§ Stored data
== == ==
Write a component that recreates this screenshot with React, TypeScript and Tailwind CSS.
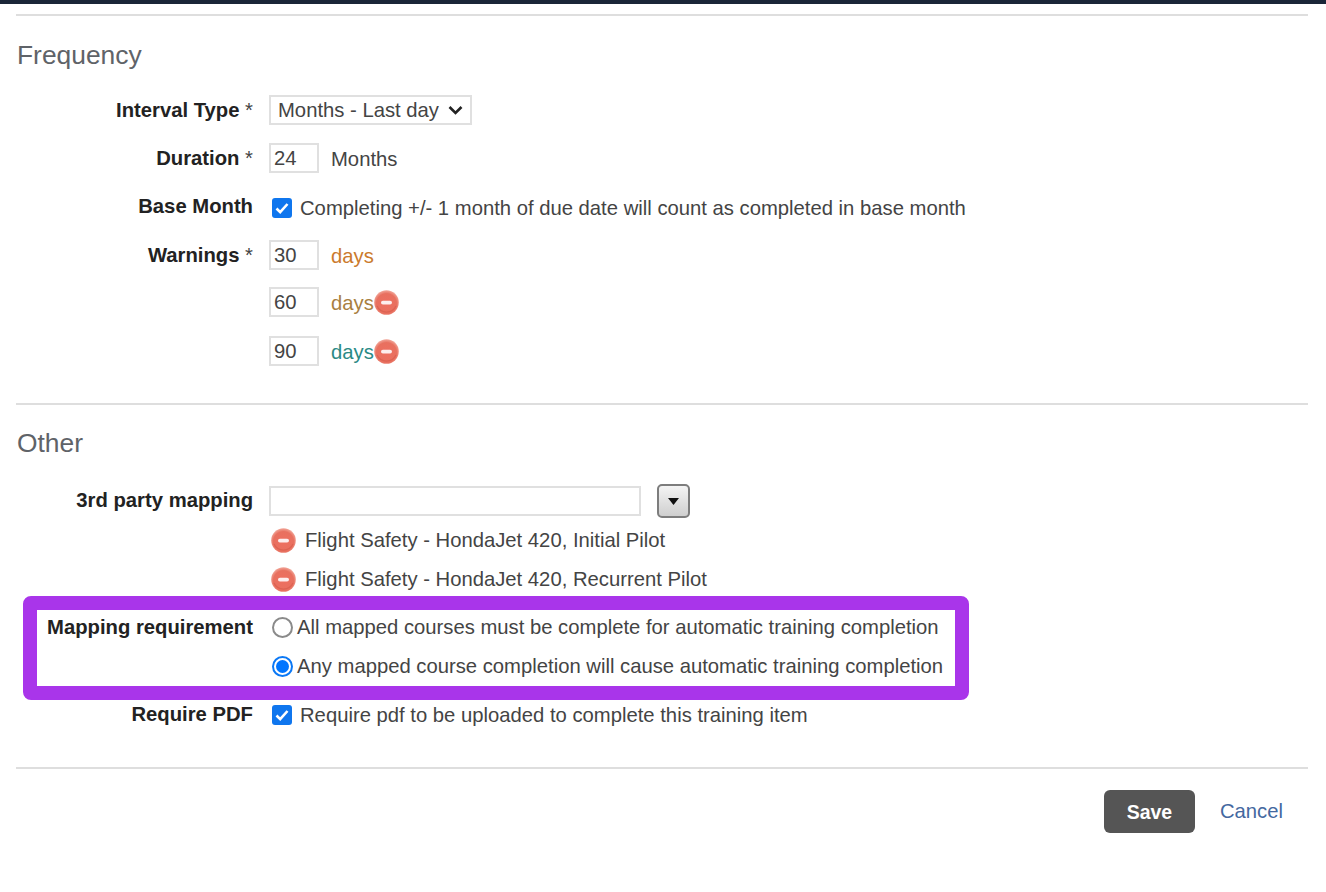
import { ReactNode } from "react";

// ── small pieces ─────────────────────────────────────────────────────────

function RemoveIcon() {
  return (
    <svg viewBox="0 0 25 25" className="w-[25px] h-[25px] shrink-0">
      <defs>
        <radialGradient id="removeFill" cx="0.5" cy="0.55" r="0.55">
          <stop offset="0" stopColor="#ee6f60" />
          <stop offset="0.75" stopColor="#e8705f" />
          <stop offset="1" stopColor="#f2a99c" />
        </radialGradient>
      </defs>
      <circle cx="12.5" cy="12.5" r="12.3" fill="url(#removeFill)" />
      <path d="M3 16 A10.5 10.5 0 0 0 22 16" fill="none" stroke="#dd6252" strokeWidth="1.2" />
      <rect x="7" y="10.7" width="11" height="3.8" rx="1.9" fill="#fdeeee" />
    </svg>
  );
}

function CheckBox() {
  return (
    <span className="w-[20px] h-[20px] shrink-0 rounded-[3px] bg-[#0f76ee] flex items-center justify-center">
      <svg viewBox="0 0 20 20" className="w-[20px] h-[20px]" fill="none">
        <path d="M4.5 10.5 L8.2 14.2 L15.5 6" stroke="#fff" strokeWidth="2.6" />
      </svg>
    </span>
  );
}

function Radio({ checked }: { checked?: boolean }) {
  return checked ? (
    <span className="w-[21px] h-[21px] shrink-0 rounded-full border-2 border-[#0b78f5] flex items-center justify-center">
      <span className="w-[13px] h-[13px] rounded-full bg-[#0075ff]" />
    </span>
  ) : (
    <span className="w-[21px] h-[21px] shrink-0 rounded-full border-2 border-[#8a8a8a] bg-white" />
  );
}

function NumBox({ value }: { value: string }) {
  return (
    <span className="w-[50px] h-[30px] shrink-0 border-2 border-[#e0e0e0] bg-white pl-[3px] flex items-center text-[#444]">
      {value}
    </span>
  );
}

function Unit({ className, children }: { className?: string; children: ReactNode }) {
  return <span className={`ml-[12px] h-[30px] leading-[32px] ${className ?? ""}`}>{children}</span>;
}

function Row({
  label, star, className, contentClassName, children,
}: {
  label?: string;
  star?: boolean;
  className?: string;
  contentClassName?: string;
  children: ReactNode;
}) {
  return (
    <div className={`flex ${className ?? ""}`}>
      <div className="w-[253px] shrink-0 text-right font-bold text-[#222]">
        {label}
        {star && <span className="font-normal text-[#444]"> *</span>}
      </div>
      <div className={`pl-[16px] flex items-center ${contentClassName ?? ""}`}>{children}</div>
    </div>
  );
}

function SectionTitle({ children }: { children: ReactNode }) {
  return <h2 className="text-[26.4px] leading-[30px] text-[#5f6368] pl-[1px]">{children}</h2>;
}

export default function App() {
  return (
    <div className="w-[1326px] h-[892px] bg-white overflow-hidden text-[20.25px] leading-[30px] text-[#444] font-['Liberation_Sans',Arial,sans-serif]">
      <div className="h-[4px] bg-[#1a2638]" />

      <div className="px-[16px] w-[1308px] box-content">
        <hr className="mt-[10px] border-0 h-[2px] bg-[#dedede] w-[1292px]" />

        {/* Frequency */}
        <div className="mt-[24px]">
          <SectionTitle>Frequency</SectionTitle>
        </div>

        <div className="-ml-[16px] mt-[25px]">
          <Row label="Interval Type" star>
            <span className="w-[203px] h-[30px] border-2 border-[#e0e0e0] pl-[7px] pr-[7px] flex items-center justify-between">
              Months - Last day
              <svg viewBox="0 0 15 10" className="w-[15px] h-[10px]" fill="none">
                <path d="M1.5 2 L7.5 8 L13.5 2" stroke="#222" strokeWidth="2.6" />
              </svg>
            </span>
          </Row>
          <Row label="Duration" star className="mt-[18px]">
            <NumBox value="24" />
            <Unit>Months</Unit>
          </Row>
          <Row label="Base Month" className="mt-[18px]" contentClassName="pt-[2px]">
            <span className="pl-[3px]"><CheckBox /></span>
            <span className="ml-[8px]">Completing +/- 1 month of due date will count as completed in base month</span>
          </Row>
          <Row label="Warnings" star className="mt-[17px]">
            <NumBox value="30" />
            <Unit className="text-[#cb7a2c]">days</Unit>
          </Row>
          <Row className="mt-[17px]">
            <NumBox value="60" />
            <Unit className="text-[#a9803f]">days</Unit>
            <RemoveIcon />
          </Row>
          <Row className="mt-[19px]">
            <NumBox value="90" />
            <Unit className="text-[#2a8a85]">days</Unit>
            <RemoveIcon />
          </Row>
        </div>

        <hr className="mt-[37px] border-0 h-[2px] bg-[#dedede] w-[1292px]" />

        {/* Other */}
        <div className="mt-[23px]">
          <SectionTitle>Other</SectionTitle>
        </div>

        <div className="-ml-[16px] mt-[27px]">
          <Row label="3rd party mapping" contentClassName="-mt-[1px]">
            <span className="w-[372px] h-[30px] border-2 border-[#e0e0e0] bg-white" />
            <span className="ml-[16px] w-[33px] h-[34px] rounded-[5px] border-2 border-[#7d7d7d] bg-gradient-to-b from-[#f4f4f4] to-[#cfcfcf] flex items-center justify-center">
              <svg viewBox="0 0 11 7" className="w-[11px] h-[7px]">
                <path d="M0 0 H11 L5.5 7 Z" fill="#111" />
              </svg>
            </span>
          </Row>
          <div className="pl-[271px] mt-[7px] flex items-center h-[30px]">
            <RemoveIcon />
            <span className="ml-[9px]">Flight Safety - HondaJet 420, Initial Pilot</span>
          </div>
          <div className="pl-[271px] mt-[9px] flex items-center h-[30px]">
            <RemoveIcon />
            <span className="ml-[9px]">Flight Safety - HondaJet 420, Recurrent Pilot</span>
          </div>
        </div>

        {/* Highlighted requirement block */}
        <div className="-ml-[16px] mt-[2px]">
          <div className="ml-[23px] w-[946px] h-[104px] rounded-[8px] border-[14px] border-[#a935ea] bg-white">
            <div className="-ml-[37px] mt-[2px]">
              <Row label="Mapping requirement">
                <span className="ml-[3px] flex"><Radio /></span>
                <span className="ml-[4px] whitespace-nowrap">All mapped courses must be complete for automatic training completion</span>
              </Row>
            </div>
            <div className="-ml-[37px] mt-[9px] pl-[272px] flex items-center h-[30px]">
              <Radio checked />
              <span className="ml-[4px] whitespace-nowrap">Any mapped course completion will cause automatic training completion</span>
            </div>
          </div>
        </div>

        <div className="-ml-[16px] -mt-[1px]">
          <Row label="Require PDF" contentClassName="pt-[1px]">
            <span className="pl-[3px]"><CheckBox /></span>
            <span className="ml-[8px]">Require pdf to be uploaded to complete this training item</span>
          </Row>
        </div>

        <hr className="mt-[37px] border-0 h-[2px] bg-[#dedede] w-[1292px]" />

        <div className="mt-[21px] w-[1267px] flex justify-end items-center">
          <button className="w-[91px] h-[43px] rounded-[6px] bg-[#555] text-white text-[19.5px] font-bold">Save</button>
          <a className="ml-[25px] text-[#44689f] -mt-[2px]">Cancel</a>
        </div>
      </div>
    </div>
  );
}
== == ==
§ Written exercise
Return the listing above unchanged, apart from dropping its pictures.

§ Expected output
Write a component that recreates this screenshot with React, TypeScript and Tailwind CSS.
import { ReactNode } from "react";

// ── small pieces ─────────────────────────────────────────────────────────

function RemoveIcon() {
  return (
    <svg viewBox="0 0 25 25" className="w-[25px] h-[25px] shrink-0">
      <defs>
        <radialGradient id="removeFill" cx="0.5" cy="0.55" r="0.55">
          <stop offset="0" stopColor="#ee6f60" />
          <stop offset="0.75" stopColor="#e8705f" />
          <stop offset="1" stopColor="#f2a99c" />
        </radialGradient>
      </defs>
      <circle cx="12.5" cy="12.5" r="12.3" fill="url(#removeFill)" />
      <path d="M3 16 A10.5 10.5 0 0 0 22 16" fill="none" stroke="#dd6252" strokeWidth="1.2" />
      <rect x="7" y="10.7" width="11" height="3.8" rx="1.9" fill="#fdeeee" />
    </svg>
  );
}

function CheckBox() {
  return (
    <span className="w-[20px] h-[20px] shrink-0 rounded-[3px] bg-[#0f76ee] flex items-center justify-center">
      <svg viewBox="0 0 20 20" className="w-[20px] h-[20px]" fill="none">
        <path d="M4.5 10.5 L8.2 14.2 L15.5 6" stroke="#fff" strokeWidth="2.6" />
      </svg>
    </span>
  );
}

function Radio({ checked }: { checked?: boolean }) {
  return checked ? (
    <span className="w-[21px] h-[21px] shrink-0 rounded-full border-2 border-[#0b78f5] flex items-center justify-center">
      <span className="w-[13px] h-[13px] rounded-full bg-[#0075ff]" />
    </span>
  ) : (
    <span className="w-[21px] h-[21px] shrink-0 rounded-full border-2 border-[#8a8a8a] bg-white" />
  );
}

function NumBox({ value }: { value: string }) {
  return (
    <span className="w-[50px] h-[30px] shrink-0 border-2 border-[#e0e0e0] bg-white pl-[3px] flex items-center text-[#444]">
      {value}
    </span>
  );
}

function Unit({ className, children }: { className?: string; children: ReactNode }) {
  return <span className={`ml-[12px] h-[30px] leading-[32px] ${className ?? ""}`}>{children}</span>;
}

function Row({
  label, star, className, contentClassName, children,
}: {
  label?: string;
  star?: boolean;
  className?: string;
  contentClassName?: string;
  children: ReactNode;
}) {
  return (
    <div className={`flex ${className ?? ""}`}>
      <div className="w-[253px] shrink-0 text-right font-bold text-[#222]">
        {label}
        {star && <span className="font-normal text-[#444]"> *</span>}
      </div>
      <div className={`pl-[16px] flex items-center ${contentClassName ?? ""}`}>{children}</div>
    </div>
  );
}

function SectionTitle({ children }: { children: ReactNode }) {
  return <h2 className="text-[26.4px] leading-[30px] text-[#5f6368] pl-[1px]">{children}</h2>;
}

export default function App() {
  return (
    <div className="w-[1326px] h-[892px] bg-white overflow-hidden text-[20.25px] leading-[30px] text-[#444] font-['Liberation_Sans',Arial,sans-serif]">
      <div className="h-[4px] bg-[#1a2638]" />

      <div className="px-[16px] w-[1308px] box-content">
        <hr className="mt-[10px] border-0 h-[2px] bg-[#dedede] w-[1292px]" />

        {/* Frequency */}
        <div className="mt-[24px]">
          <SectionTitle>Frequency</SectionTitle>
        </div>

        <div className="-ml-[16px] mt-[25px]">
          <Row label="Interval Type" star>
            <span className="w-[203px] h-[30px] border-2 border-[#e0e0e0] pl-[7px] pr-[7px] flex items-center justify-between">
              Months - Last day
              <svg viewBox="0 0 15 10" className="w-[15px] h-[10px]" fill="none">
                <path d="M1.5 2 L7.5 8 L13.5 2" stroke="#222" strokeWidth="2.6" />
              </svg>
            </span>
          </Row>
          <Row label="Duration" star className="mt-[18px]">
            <NumBox value="24" />
            <Unit>Months</Unit>
          </Row>
          <Row label="Base Month" className="mt-[18px]" contentClassName="pt-[2px]">
            <span className="pl-[3px]"><CheckBox /></span>
            <span className="ml-[8px]">Completing +/- 1 month of due date will count as completed in base month</span>
          </Row>
          <Row label="Warnings" star className="mt-[17px]">
            <NumBox value="30" />
            <Unit className="text-[#cb7a2c]">days</Unit>
          </Row>
          <Row className="mt-[17px]">
            <NumBox value="60" />
            <Unit className="text-[#a9803f]">days</Unit>
            <RemoveIcon />
          </Row>
          <Row className="mt-[19px]">
            <NumBox value="90" />
            <Unit className="text-[#2a8a85]">days</Unit>
            <RemoveIcon />
          </Row>
        </div>

        <hr className="mt-[37px] border-0 h-[2px] bg-[#dedede] w-[1292px]" />

        {/* Other */}
        <div className="mt-[23px]">
          <SectionTitle>Other</SectionTitle>
        </div>

        <div className="-ml-[16px] mt-[27px]">
          <Row label="3rd party mapping" contentClassName="-mt-[1px]">
            <span className="w-[372px] h-[30px] border-2 border-[#e0e0e0] bg-white" />
            <span className="ml-[16px] w-[33px] h-[34px] rounded-[5px] border-2 border-[#7d7d7d] bg-gradient-to-b from-[#f4f4f4] to-[#cfcfcf] flex items-center justify-center">
              <svg viewBox="0 0 11 7" className="w-[11px] h-[7px]">
                <path d="M0 0 H11 L5.5 7 Z" fill="#111" />
              </svg>
            </span>
          </Row>
          <div className="pl-[271px] mt-[7px] flex items-center h-[30px]">
            <RemoveIcon />
            <span className="ml-[9px]">Flight Safety - HondaJet 420, Initial Pilot</span>
          </div>
          <div className="pl-[271px] mt-[9px] flex items-center h-[30px]">
            <RemoveIcon />
            <span className="ml-[9px]">Flight Safety - HondaJet 420, Recurrent Pilot</span>
          </div>
        </div>

        {/* Highlighted requirement block */}
        <div className="-ml-[16px] mt-[2px]">
          <div className="ml-[23px] w-[946px] h-[104px] rounded-[8px] border-[14px] border-[#a935ea] bg-white">
            <div className="-ml-[37px] mt-[2px]">
              <Row label="Mapping requirement">
                <span className="ml-[3px] flex"><Radio /></span>
                <span className="ml-[4px] whitespace-nowrap">All mapped courses must be complete for automatic training completion</span>
              </Row>
            </div>
            <div className="-ml-[37px] mt-[9px] pl-[272px] flex items-center h-[30px]">
              <Radio checked />
              <span className="ml-[4px] whitespace-nowrap">Any mapped course completion will cause automatic training completion</span>
            </div>
          </div>
        </div>

        <div className="-ml-[16px] -mt-[1px]">
          <Row label="Require PDF" contentClassName="pt-[1px]">
            <span className="pl-[3px]"><CheckBox /></span>
            <span className="ml-[8px]">Require pdf to be uploaded to complete this training item</span>
          </Row>
        </div>

        <hr className="mt-[37px] border-0 h-[2px] bg-[#dedede] w-[1292px]" />

        <div className="mt-[21px] w-[1267px] flex justify-end items-center">
          <button className="w-[91px] h-[43px] rounded-[6px] bg-[#555] text-white text-[19.5px] font-bold">Save</button>
          <a className="ml-[25px] text-[#44689f] -mt-[2px]">Cancel</a>
        </div>
      </div>
    </div>
  );
}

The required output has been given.